>>>>
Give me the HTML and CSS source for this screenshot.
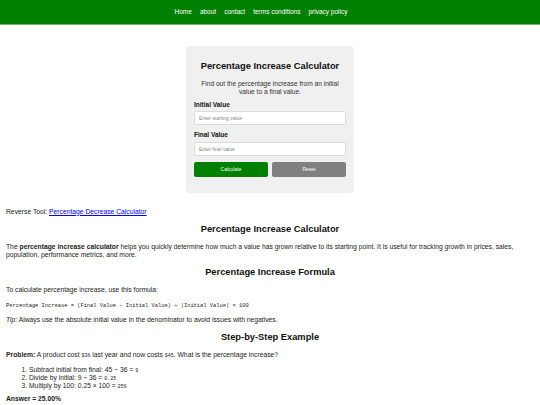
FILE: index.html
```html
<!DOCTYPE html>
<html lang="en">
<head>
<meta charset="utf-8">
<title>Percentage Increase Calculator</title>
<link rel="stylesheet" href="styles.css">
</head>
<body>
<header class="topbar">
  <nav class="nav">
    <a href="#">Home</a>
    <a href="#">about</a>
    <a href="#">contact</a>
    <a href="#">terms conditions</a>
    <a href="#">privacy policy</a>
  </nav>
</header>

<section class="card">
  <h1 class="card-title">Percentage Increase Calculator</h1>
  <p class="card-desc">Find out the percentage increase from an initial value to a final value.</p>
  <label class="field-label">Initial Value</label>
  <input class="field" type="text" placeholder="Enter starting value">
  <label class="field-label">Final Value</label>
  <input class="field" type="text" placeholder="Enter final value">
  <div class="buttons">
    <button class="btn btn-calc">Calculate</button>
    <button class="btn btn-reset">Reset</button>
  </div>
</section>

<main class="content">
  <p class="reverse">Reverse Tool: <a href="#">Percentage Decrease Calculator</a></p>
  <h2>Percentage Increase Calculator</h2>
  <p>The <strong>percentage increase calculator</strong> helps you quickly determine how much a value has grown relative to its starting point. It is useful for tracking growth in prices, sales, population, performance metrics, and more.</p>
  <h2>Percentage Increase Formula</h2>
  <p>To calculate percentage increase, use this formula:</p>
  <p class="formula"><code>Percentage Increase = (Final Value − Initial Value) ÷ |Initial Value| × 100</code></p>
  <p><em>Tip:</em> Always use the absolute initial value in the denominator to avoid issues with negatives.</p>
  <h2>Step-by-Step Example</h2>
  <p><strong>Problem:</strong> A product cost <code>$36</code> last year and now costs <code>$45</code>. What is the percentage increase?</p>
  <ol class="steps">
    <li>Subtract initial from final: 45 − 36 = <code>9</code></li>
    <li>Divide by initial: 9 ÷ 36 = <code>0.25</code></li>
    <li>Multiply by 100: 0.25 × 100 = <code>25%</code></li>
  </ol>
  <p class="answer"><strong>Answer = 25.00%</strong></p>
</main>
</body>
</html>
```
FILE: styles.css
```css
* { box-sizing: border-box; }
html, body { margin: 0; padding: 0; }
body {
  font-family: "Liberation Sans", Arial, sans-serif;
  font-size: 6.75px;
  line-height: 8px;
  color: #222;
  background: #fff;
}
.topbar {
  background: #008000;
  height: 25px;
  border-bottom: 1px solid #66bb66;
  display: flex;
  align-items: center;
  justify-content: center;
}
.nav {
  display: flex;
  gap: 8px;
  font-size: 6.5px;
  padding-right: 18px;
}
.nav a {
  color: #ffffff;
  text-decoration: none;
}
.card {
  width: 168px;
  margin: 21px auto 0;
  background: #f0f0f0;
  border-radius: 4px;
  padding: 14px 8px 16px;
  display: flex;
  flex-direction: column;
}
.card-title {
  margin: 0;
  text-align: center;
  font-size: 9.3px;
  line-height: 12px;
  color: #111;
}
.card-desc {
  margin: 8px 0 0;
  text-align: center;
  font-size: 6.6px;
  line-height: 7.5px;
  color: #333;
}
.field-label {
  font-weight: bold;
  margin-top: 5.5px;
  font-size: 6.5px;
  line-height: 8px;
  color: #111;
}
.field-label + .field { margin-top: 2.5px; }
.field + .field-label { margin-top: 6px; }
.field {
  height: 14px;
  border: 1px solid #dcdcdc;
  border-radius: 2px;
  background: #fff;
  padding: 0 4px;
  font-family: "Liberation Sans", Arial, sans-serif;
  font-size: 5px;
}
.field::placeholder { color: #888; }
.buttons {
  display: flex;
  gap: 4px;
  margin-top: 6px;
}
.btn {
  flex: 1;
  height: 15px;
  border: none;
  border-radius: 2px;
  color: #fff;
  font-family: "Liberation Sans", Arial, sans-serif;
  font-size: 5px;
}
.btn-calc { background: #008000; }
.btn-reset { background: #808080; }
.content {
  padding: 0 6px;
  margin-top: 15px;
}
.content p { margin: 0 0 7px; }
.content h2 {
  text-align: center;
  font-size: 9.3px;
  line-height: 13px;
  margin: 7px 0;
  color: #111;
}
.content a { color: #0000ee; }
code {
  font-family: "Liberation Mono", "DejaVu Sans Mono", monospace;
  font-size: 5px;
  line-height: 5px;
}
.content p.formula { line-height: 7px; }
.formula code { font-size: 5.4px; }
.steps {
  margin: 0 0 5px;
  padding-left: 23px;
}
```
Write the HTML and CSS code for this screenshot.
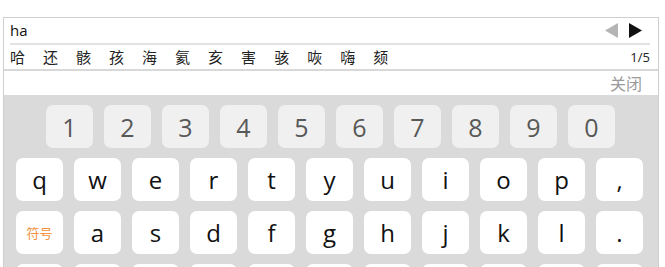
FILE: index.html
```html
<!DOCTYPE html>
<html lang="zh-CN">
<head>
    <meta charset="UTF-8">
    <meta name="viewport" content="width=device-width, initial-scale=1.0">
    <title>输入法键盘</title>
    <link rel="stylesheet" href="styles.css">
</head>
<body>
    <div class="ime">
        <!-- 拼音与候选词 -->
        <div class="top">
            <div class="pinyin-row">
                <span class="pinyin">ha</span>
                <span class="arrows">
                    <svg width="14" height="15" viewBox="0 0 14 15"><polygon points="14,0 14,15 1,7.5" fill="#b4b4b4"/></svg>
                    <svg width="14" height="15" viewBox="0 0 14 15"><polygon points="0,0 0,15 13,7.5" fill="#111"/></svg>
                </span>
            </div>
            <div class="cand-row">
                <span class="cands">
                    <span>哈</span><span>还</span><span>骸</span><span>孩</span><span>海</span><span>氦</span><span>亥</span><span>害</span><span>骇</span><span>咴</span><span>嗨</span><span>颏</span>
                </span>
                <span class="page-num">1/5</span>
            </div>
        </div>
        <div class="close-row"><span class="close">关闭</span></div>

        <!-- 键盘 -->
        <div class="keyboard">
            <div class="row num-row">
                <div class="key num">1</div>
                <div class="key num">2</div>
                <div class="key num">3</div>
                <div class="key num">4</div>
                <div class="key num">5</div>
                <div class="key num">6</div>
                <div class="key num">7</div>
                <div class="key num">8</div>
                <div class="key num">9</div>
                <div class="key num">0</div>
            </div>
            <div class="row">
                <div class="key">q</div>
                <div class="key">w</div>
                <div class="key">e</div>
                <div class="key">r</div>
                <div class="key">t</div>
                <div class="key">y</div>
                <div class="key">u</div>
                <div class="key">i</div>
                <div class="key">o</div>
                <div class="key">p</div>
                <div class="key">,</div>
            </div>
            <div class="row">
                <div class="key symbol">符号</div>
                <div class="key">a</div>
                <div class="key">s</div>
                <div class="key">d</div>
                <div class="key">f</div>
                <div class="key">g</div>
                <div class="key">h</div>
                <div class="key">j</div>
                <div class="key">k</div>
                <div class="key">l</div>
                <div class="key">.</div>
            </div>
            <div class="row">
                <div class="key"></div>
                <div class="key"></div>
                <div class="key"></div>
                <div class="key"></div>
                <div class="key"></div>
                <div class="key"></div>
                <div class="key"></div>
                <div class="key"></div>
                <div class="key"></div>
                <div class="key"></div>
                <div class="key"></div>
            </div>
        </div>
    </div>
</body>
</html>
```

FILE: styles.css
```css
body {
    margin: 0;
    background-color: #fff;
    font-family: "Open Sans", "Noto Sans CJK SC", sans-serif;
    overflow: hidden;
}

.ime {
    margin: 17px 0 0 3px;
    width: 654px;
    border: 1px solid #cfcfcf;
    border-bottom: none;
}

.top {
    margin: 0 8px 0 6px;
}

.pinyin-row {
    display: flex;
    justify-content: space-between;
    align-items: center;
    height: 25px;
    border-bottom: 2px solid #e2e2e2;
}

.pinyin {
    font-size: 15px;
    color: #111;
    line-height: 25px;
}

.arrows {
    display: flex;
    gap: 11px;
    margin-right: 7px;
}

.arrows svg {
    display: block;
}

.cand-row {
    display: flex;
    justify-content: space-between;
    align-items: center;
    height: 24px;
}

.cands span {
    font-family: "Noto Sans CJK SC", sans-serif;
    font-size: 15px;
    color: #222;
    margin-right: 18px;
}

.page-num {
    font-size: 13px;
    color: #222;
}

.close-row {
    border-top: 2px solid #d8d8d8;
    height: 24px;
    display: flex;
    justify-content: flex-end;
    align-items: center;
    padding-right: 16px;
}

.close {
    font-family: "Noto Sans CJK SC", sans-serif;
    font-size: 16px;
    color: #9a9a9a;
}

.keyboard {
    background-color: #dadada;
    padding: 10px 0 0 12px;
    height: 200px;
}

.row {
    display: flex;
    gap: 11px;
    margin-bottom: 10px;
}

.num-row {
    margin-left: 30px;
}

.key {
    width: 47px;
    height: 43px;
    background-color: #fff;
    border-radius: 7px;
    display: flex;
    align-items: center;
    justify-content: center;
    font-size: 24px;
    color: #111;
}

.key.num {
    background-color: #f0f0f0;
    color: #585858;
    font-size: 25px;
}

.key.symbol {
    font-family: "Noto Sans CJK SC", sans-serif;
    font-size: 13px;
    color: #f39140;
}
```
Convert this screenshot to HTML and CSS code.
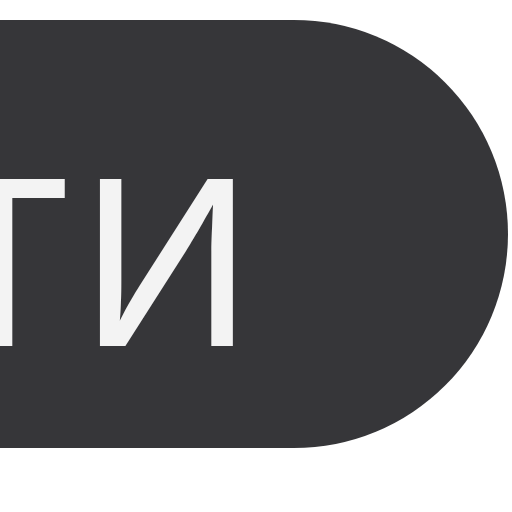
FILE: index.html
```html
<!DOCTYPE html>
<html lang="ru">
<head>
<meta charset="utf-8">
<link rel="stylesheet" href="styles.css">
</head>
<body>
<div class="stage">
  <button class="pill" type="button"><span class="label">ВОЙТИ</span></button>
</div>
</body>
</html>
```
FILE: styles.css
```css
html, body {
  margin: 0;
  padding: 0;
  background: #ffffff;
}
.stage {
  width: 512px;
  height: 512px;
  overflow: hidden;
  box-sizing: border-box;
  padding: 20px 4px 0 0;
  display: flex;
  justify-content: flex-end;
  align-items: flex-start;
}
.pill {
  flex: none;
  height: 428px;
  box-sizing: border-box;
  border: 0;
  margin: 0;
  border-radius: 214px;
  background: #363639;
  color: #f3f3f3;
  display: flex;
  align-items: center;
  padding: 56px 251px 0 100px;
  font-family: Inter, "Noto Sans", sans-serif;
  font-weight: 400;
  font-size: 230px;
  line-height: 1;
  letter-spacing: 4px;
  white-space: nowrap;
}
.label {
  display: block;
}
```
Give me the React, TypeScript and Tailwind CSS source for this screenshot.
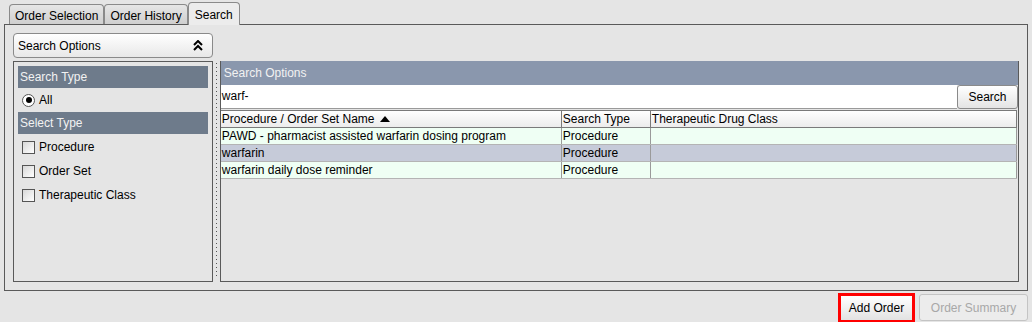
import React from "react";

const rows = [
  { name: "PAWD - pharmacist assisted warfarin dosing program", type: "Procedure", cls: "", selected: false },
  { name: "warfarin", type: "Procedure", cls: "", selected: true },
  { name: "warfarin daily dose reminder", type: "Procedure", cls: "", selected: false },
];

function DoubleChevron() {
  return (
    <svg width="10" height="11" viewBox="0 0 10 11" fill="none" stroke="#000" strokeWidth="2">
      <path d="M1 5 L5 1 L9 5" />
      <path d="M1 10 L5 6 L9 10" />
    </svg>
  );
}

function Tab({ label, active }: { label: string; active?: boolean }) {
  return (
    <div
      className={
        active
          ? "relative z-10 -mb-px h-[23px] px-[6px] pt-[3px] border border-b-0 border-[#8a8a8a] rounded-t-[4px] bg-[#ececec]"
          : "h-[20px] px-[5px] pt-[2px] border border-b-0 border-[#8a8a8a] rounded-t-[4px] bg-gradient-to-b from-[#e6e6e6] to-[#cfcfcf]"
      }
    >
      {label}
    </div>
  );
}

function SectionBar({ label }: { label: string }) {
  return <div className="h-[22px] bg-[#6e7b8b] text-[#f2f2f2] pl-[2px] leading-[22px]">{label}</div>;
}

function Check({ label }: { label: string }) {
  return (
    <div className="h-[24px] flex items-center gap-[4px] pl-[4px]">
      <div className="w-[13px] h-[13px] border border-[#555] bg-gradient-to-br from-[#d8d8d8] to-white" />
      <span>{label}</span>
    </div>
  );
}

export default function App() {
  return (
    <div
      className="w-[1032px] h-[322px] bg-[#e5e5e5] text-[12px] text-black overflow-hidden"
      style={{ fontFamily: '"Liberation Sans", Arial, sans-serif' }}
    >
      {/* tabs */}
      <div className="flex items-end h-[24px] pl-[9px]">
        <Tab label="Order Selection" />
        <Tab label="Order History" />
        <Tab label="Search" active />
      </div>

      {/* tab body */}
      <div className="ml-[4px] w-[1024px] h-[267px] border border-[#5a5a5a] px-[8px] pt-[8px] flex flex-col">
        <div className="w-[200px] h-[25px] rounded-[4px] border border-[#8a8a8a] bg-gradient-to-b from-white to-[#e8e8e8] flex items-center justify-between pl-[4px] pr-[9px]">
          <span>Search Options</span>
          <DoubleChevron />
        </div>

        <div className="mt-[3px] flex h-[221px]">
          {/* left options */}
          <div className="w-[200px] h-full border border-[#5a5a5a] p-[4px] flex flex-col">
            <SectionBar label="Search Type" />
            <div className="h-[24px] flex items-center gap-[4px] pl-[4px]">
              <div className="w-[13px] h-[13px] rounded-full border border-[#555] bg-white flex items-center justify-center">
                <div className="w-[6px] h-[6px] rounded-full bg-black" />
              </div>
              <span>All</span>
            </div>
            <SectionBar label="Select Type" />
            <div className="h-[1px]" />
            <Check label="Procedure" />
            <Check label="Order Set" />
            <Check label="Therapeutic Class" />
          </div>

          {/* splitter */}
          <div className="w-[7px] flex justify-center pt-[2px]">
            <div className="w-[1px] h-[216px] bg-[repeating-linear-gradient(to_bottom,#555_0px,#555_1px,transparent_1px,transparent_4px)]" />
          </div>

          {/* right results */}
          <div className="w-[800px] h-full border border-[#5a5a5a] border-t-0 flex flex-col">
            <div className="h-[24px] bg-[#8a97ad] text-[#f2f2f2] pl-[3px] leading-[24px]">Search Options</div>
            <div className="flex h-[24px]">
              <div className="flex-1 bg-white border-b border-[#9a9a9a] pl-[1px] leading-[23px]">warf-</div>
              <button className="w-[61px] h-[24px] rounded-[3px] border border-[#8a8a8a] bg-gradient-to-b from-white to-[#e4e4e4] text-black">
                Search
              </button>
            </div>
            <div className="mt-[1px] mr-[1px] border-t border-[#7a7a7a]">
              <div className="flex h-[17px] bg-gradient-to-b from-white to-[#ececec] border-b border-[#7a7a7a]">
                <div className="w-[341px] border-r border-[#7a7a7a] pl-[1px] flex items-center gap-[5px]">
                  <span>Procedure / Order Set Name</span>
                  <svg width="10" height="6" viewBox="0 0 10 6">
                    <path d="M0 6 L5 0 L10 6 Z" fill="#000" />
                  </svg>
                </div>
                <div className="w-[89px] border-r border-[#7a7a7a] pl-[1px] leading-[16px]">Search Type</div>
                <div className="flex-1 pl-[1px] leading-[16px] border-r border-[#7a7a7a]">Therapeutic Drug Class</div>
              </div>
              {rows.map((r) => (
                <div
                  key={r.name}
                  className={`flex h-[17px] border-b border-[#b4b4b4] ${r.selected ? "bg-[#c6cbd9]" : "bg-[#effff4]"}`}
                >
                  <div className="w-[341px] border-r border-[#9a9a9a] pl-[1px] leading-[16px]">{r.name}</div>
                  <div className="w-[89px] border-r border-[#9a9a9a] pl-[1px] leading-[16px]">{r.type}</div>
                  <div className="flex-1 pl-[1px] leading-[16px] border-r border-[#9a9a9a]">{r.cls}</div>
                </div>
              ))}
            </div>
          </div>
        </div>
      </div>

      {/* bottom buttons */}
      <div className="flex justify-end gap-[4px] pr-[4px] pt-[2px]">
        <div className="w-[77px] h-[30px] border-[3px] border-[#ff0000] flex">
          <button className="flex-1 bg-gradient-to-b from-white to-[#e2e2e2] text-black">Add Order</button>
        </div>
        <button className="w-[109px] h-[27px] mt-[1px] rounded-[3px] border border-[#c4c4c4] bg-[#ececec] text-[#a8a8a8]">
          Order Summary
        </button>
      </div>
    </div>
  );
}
<<<<
### Requirements
Pick out and copy the lines of the material that include the word "this".

### Written solution
Give me the HTML and CSS source for this screenshot.
  <p>To calculate percentage increase, use this formula:</p>
Write the HTML and CSS code for this screenshot.
Convert this screenshot to HTML and CSS code.
Give me the React, TypeScript and Tailwind CSS source for this screenshot.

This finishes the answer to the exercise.